**EXERCISE REQUIREMENTS:**
Within the listing below, locate all lines containing the word "page". Copy each one.

**DATA LINES:**
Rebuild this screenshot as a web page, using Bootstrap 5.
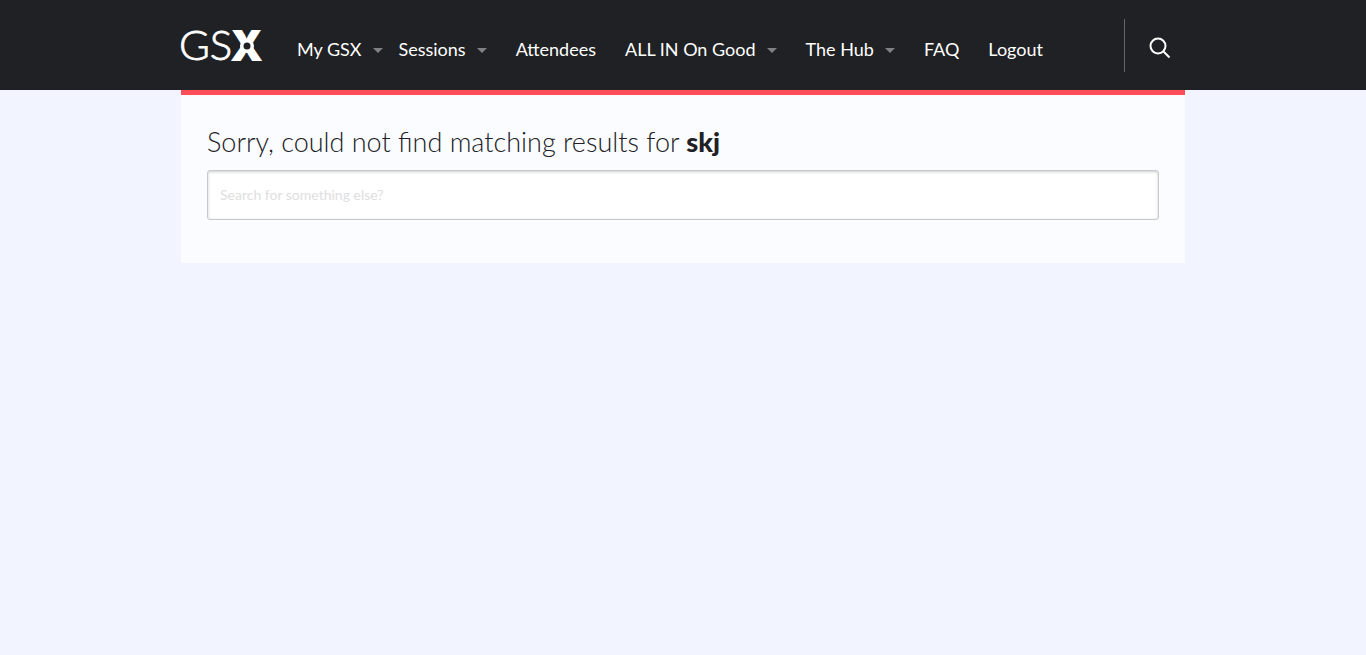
<!DOCTYPE html>
<html lang="en">
<head>
<meta charset="utf-8">
<meta name="viewport" content="width=device-width, initial-scale=1">
<title>GSX – Search</title>
<link href="https://cdn.jsdelivr.net/npm/bootstrap@5.3.0/dist/css/bootstrap.min.css" rel="stylesheet">
<style>
  body { background: #f2f4ff; color: #202124; font-family: Lato, "Open Sans", sans-serif; }
  .site-header { background: #202124; min-height: 90px; }
  .page-width { max-width: 1004px; }
  .main-nav { font-size: 18px; line-height: 24px; gap: 8px 29px; padding: 7px 0 0 34px; }
  .main-nav a { color: #fff; text-decoration: none; }
  .main-nav .dropdown-toggle::after { margin-left: 11px; vertical-align: 3px; border: solid transparent; border-width: 5px 5px 0; border-top-color: #808184; }
  .main-nav .first-item { margin-right: -13px; }
  .search-toggle { border: 0; border-left: 1px solid #66676a; background: none; height: 53px; padding: 5px 14px 0 24px; }
  .results { background: #fbfcff; border-top: 5px solid #ff4d5a; padding: 29px 26px 43px; }
  .results h1 { font-size: 27px; line-height: 35px; font-weight: 300; margin-bottom: 11px; }
  .results h1 b { font-weight: 900; }
  .search-box { height: 50px; padding: 0 12px 2px; font-size: 14px; line-height: 24px; border: 1px solid #c8c9cc; border-radius: 3px; box-shadow: inset 0 1px 3px rgba(0,0,0,.2); }
  .search-box::placeholder { color: #dedede; }
</style>
</head>
<body>
<header class="site-header d-flex align-items-center">
  <div class="page-width container-fluid p-0 d-flex align-items-center">
    <a href="#" class="flex-shrink-0 d-flex" aria-label="GSX home">
      <svg class="overflow-visible" width="82" height="52" viewBox="0 0 82 52" fill="#fff">
        <text x="-2" y="41" font-family="Lato" font-weight="300" font-size="42" stroke="#fff" stroke-width=".8">GS</text>
        <text x="49" y="42" font-family="Inter" font-weight="900" font-size="42">X</text>
        <circle cx="66" cy="27" r="7"/>
        <circle cx="66" cy="27" r="3.500" fill="#202124"/>
      </svg>
    </a>
    <nav class="main-nav d-flex flex-wrap" aria-label="Main">
      <a href="#" class="dropdown-toggle first-item">My GSX</a>
      <a href="#" class="dropdown-toggle">Sessions</a>
      <a href="#">Attendees</a>
      <a href="#" class="dropdown-toggle">ALL IN On Good</a>
      <a href="#" class="dropdown-toggle">The Hub</a>
      <a href="#">FAQ</a>
      <a href="#">Logout</a>
    </nav>
    <button type="button" class="search-toggle ms-auto d-flex align-items-center" aria-label="Search">
      <svg width="22" height="22" viewBox="0 0 22 22" fill="none" stroke="#fff" stroke-width="2"><circle cx="9" cy="9" r="7.500"/><path d="M14 14l6.500 6.500"/></svg>
    </button>
  </div>
</header>
<main class="page-width container-fluid results">
  <h1 id="results-title">Sorry, could not find matching results for <b>skj</b></h1>
  <form role="search">
    <input type="search" class="form-control search-box" aria-label="Search for something else" placeholder="Search for something else?">
  </form>
</main>
<script src="https://cdn.jsdelivr.net/npm/bootstrap@5.3.0/dist/js/bootstrap.bundle.min.js"></script>
</body>
</html>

**SOLUTION BELOW:**
Rebuild this screenshot as a web page, using Bootstrap 5.
  .page-width { max-width: 1004px; }
  <div class="page-width container-fluid p-0 d-flex align-items-center">
<main class="page-width container-fluid results">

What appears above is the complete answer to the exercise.